## start

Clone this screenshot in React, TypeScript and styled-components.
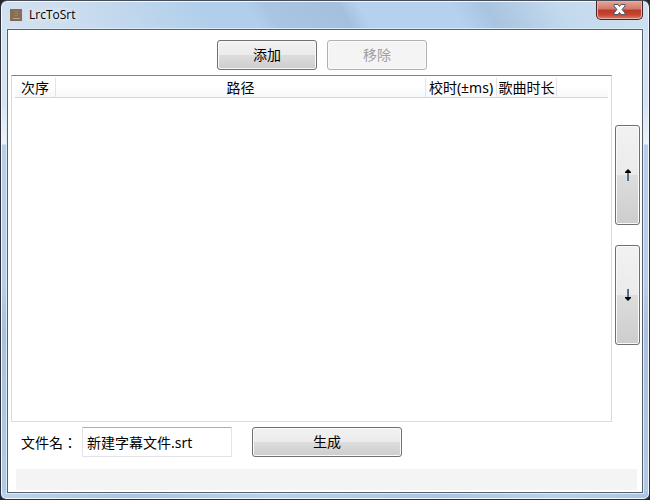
import React, { useState } from "react";
import styled, { createGlobalStyle } from "styled-components";

const GlobalStyle = createGlobalStyle`
  *, *::before, *::after { box-sizing: border-box; }
  html, body, #root { height: 100%; margin: 0; }
  body {
    background: #23262e;
    color: #000;
    font: 14px/20px "Noto Sans", "Noto Sans CJK SC", sans-serif;
    overflow: hidden;
  }
  button, input { font: inherit; color: inherit; }
`;

const WindowFrame = styled.div`
  height: 100%;
  display: flex;
  flex-direction: column;
  padding: 0 6px 6px;
  border: 1px solid #2b303a;
  border-top-color: #464c58;
  border-radius: 7px 7px 6px 6px;
  box-shadow: inset 0 0 0 1px #f2f8fd;
  background:
    linear-gradient(90deg, #bcd3ec, #a9c5e3 20%, #b6d2ee 42%, #a9c5e3 68%, #b6d2ee 85%, #a9c5e3) bottom / 100% 7px no-repeat,
    linear-gradient(60deg, #d3e2f1 0, #c9dbee 14%, #b1cfeb 32%, #b1cfeb 39%, #a9c5e2 42%, #a5c0de 53%, #b5d1ed 56%, #b5d1ed 70%, #a9c4e0 75%, #c3d9ed 86%, #cfe1f1 100%) top / 100% 30px no-repeat,
    linear-gradient(#d3e2f1 30px, #d6e2f3 100px, #eef2f8 143px, #b8cfeb 144px, #b8cfeb 280px, #a9c1de 330px, #b1cae5 100%);
`;

const TitleBar = styled.header`
  height: 28px;
  flex: none;
  display: flex;
  align-items: flex-start;
  padding-left: 3px;
`;

const AppIcon = styled.svg`
  width: 12px;
  height: 12px;
  margin-top: 8px;
  flex: none;
`;

const Title = styled.h1`
  flex: 1;
  margin: 5px 0 0 7px;
  font: 12px/18px "Open Sans", "Noto Sans", sans-serif;
  text-shadow: 0 0 8px #fff, 0 0 8px #fff;
`;

const CloseButton = styled.button`
  width: 47px;
  height: 19px;
  padding: 0 0 1px;
  display: flex;
  align-items: center;
  justify-content: center;
  border: 1px solid #48222a;
  border-top: 0;
  border-radius: 0 0 5px 5px;
  box-shadow: inset 0 0 0 1px #eab0a6;
  background: linear-gradient(#e6a598, #d07869 45%, #b93a26 50%, #c44430 75%, #dc8064);
`;

const Client = styled.main`
  flex: 1;
  min-height: 0;
  display: flex;
  flex-direction: column;
  padding: 10px 1px 2px 3px;
  border: 1px solid #55606d;
  outline: 1px solid #dcecf9;
  background: #fff;
`;

const Toolbar = styled.div`
  display: flex;
  justify-content: center;
  gap: 10px;
  padding-right: 8px;
`;

const PushButton = styled.button<{ $wide?: boolean; $tall?: boolean }>`
  flex: none;
  width: ${(p) => (p.$tall ? "25px" : p.$wide ? "150px" : "100px")};
  height: ${(p) => (p.$tall ? "100px" : "30px")};
  padding: 0;
  border: 1px solid #707070;
  border-radius: 3px;
  box-shadow: inset 0 0 0 1px #fafafa;
  background: linear-gradient(#f2f2f2, #ebebeb 50%, #dddddd 50%, #cdcdcd);

  &:disabled {
    color: #a0a0a0;
    border-color: #adb2b5;
    background: #f4f4f4;
  }
`;

const Body = styled.div`
  flex: 1;
  min-height: 0;
  display: flex;
  gap: 3px;
  margin-top: 5px;
`;

const ListView = styled.div`
  flex: 1;
  min-width: 0;
  padding: 2px 3px;
  border: 1px solid #cde0ea;
  border-top-color: #688caf;
  overflow: hidden;
`;

const SongTable = styled.table`
  width: 100%;
  table-layout: fixed;
  border-collapse: separate;
  border-spacing: 0;
`;

const Column = styled.col<{ $width?: number }>`
  width: ${(p) => (p.$width ? `${p.$width}px` : "auto")};
`;

const HeadCell = styled.th`
  height: 20px;
  padding: 0;
  font-weight: 400;
  line-height: 19px;
  text-align: center;
  white-space: nowrap;
  border-bottom: 1px solid #d5d5d5;
  border-right: 1px solid #e3e4e6;
  background: linear-gradient(#fff 40%, #f7f8fa);

  &:last-child { border-right: 0; }
`;

const OrderButtons = styled.div`
  display: flex;
  flex-direction: column;
  gap: 20px;
  padding: 50px 1px 0 0;
`;

const Form = styled.form`
  display: flex;
  align-items: center;
  margin: 5px 0 0 10px;
`;

const FieldLabel = styled.label`
  width: 61px;
  flex: none;
  white-space: nowrap;
  font-family: "Noto Sans CJK TC", sans-serif;
`;

const FileInput = styled.input`
  width: 150px;
  height: 30px;
  margin-right: 20px;
  padding: 0 4px;
  border: 1px solid #e2e3ea;
  border-top-color: #abadb3;
  border-radius: 1px;
  background: #fff;
  outline: 0;
`;

const StatusBar = styled.footer`
  height: 21px;
  flex: none;
  margin: 12px 4px 0 5px;
  background: #f4f4f4;
`;

const ArrowIcon = styled.svg<{ $down?: boolean }>`
  display: block;
  margin: 0 auto;
  transform: ${(p) => (p.$down ? "rotate(180deg)" : "none")};
`;

function Arrow({ down }: { down?: boolean }) {
  return (
    <ArrowIcon $down={down} width="8" height="12" viewBox="0 0 8 12" aria-hidden="true">
      <path d="M3.5 2v10" stroke={down ? "#4a6a86" : "#9b6a31"} />
      <path d="M4.5 2v10" stroke={down ? "#9b6a31" : "#4a6a86"} />
      <path d="M4 0 7 3v1H1V3Z" fill="#000" />
    </ArrowIcon>
  );
}

export default function App() {
  const [fileName, setFileName] = useState("新建字幕文件.srt");
  return (
    <>
      <GlobalStyle />
      <WindowFrame>
        <TitleBar>
          <AppIcon viewBox="0 0 12 12" aria-hidden="true">
            <path d="M0 0h12v12H0Z" fill="#876d55" />
            <path d="M4.5 2.5h3v2h-3m3 0v2h-3" fill="none" stroke="#94806f" />
            <path d="M3 9.5h7" stroke="#b0a294" />
            <path d="M2 11.5h9" stroke="#7a6450" />
          </AppIcon>
          <Title>LrcToSrt</Title>
          <CloseButton type="button" aria-label="关闭">
            <svg width="13" height="11" viewBox="0 0 13 11" aria-hidden="true">
              <path
                d="M1 .5h4L6.5 2.5 8 .5h4v1.5L9 5.5 12 9v1.5H8L6.5 8.5 5 10.5H1V9L4 5.5 1 2Z"
                fill="#fff"
                stroke="#535666"
              />
            </svg>
          </CloseButton>
        </TitleBar>
        <Client>
          <Toolbar>
            <PushButton type="button">添加</PushButton>
            <PushButton type="button" disabled>移除</PushButton>
          </Toolbar>
          <Body>
            <ListView>
              <SongTable>
                <colgroup>
                  <Column $width={41} />
                  <Column $width={370} />
                  <Column $width={71} />
                  <Column $width={60} />
                  <Column />
                </colgroup>
                <thead>
                  <tr>
                    <HeadCell scope="col">次序</HeadCell>
                    <HeadCell scope="col">路径</HeadCell>
                    <HeadCell scope="col">校时(±ms)</HeadCell>
                    <HeadCell scope="col">歌曲时长</HeadCell>
                    <HeadCell aria-hidden="true" />
                  </tr>
                </thead>
                <tbody />
              </SongTable>
            </ListView>
            <OrderButtons>
              <PushButton $tall type="button" aria-label="上移"><Arrow /></PushButton>
              <PushButton $tall type="button" aria-label="下移"><Arrow down /></PushButton>
            </OrderButtons>
          </Body>
          <Form onSubmit={(e) => e.preventDefault()}>
            <FieldLabel htmlFor="file-name">文件名：</FieldLabel>
            <FileInput
              id="file-name"
              type="text"
              value={fileName}
              onChange={(e) => setFileName(e.target.value)}
            />
            <PushButton $wide type="submit">生成</PushButton>
          </Form>
          <StatusBar />
        </Client>
      </WindowFrame>
    </>
  );
}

## end

What is asked:
Show all lines from the data above in which the word "React" appears.

Result:
Clone this screenshot in React, TypeScript and styled-components.
import React, { useState } from "react";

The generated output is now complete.